** BEGIN Task material **

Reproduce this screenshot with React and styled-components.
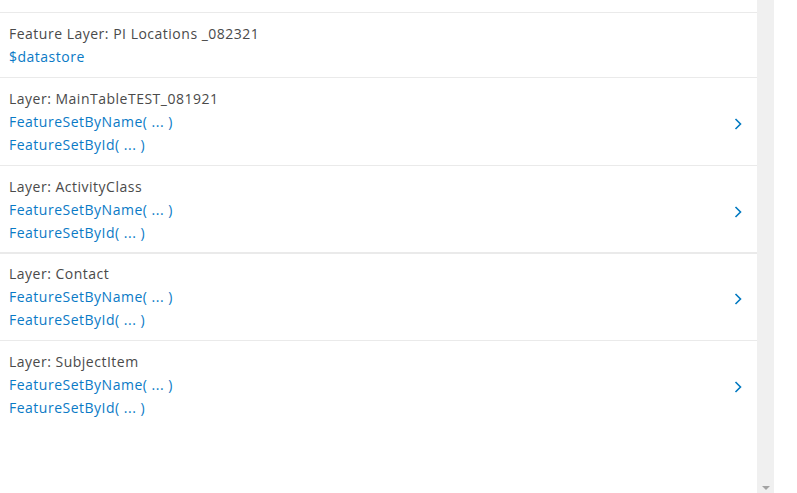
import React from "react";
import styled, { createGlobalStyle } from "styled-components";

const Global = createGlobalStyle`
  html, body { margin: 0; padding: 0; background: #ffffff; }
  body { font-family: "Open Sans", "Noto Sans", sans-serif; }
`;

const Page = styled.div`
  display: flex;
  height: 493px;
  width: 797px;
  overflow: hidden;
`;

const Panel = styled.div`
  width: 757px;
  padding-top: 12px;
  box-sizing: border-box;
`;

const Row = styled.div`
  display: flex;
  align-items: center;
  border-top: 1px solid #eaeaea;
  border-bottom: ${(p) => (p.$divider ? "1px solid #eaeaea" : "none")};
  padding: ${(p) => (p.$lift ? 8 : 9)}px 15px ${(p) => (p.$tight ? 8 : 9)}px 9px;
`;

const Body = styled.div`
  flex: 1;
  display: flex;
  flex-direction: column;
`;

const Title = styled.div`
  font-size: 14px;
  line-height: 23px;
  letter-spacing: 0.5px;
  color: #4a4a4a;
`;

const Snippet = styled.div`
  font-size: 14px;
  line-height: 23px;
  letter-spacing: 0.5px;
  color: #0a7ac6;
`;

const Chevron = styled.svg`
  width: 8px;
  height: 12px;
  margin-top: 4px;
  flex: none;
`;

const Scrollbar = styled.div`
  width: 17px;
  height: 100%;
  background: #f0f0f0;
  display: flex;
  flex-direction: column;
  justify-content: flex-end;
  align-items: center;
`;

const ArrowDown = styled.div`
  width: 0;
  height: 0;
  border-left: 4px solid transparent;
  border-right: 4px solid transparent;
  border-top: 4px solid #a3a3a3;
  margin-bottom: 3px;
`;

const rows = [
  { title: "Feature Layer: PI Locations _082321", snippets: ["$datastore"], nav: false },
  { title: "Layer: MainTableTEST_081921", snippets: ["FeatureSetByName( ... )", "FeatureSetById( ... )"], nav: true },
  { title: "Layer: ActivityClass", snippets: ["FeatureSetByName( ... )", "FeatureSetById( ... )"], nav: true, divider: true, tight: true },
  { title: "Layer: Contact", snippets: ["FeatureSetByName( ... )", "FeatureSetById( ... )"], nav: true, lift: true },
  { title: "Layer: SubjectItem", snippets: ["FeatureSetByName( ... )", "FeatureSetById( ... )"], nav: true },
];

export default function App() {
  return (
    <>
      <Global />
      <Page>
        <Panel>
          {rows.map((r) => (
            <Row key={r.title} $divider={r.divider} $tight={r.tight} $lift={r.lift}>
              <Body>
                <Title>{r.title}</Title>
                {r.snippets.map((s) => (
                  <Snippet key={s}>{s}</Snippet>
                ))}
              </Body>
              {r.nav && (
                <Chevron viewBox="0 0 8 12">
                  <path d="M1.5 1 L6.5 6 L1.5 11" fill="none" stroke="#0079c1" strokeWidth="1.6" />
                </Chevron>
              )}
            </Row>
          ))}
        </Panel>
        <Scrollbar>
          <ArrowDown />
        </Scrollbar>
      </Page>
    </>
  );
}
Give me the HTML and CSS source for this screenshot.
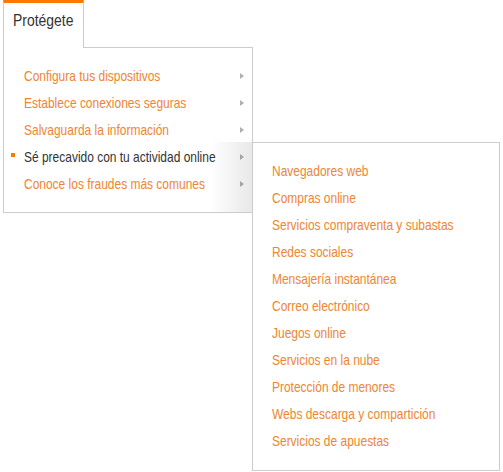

** END Task material **

_Exercise task:_ Which lines contain the word "this"? Return each of them.

_Solved exercise:_
Reproduce this screenshot with React and styled-components.
Give me the HTML and CSS source for this screenshot.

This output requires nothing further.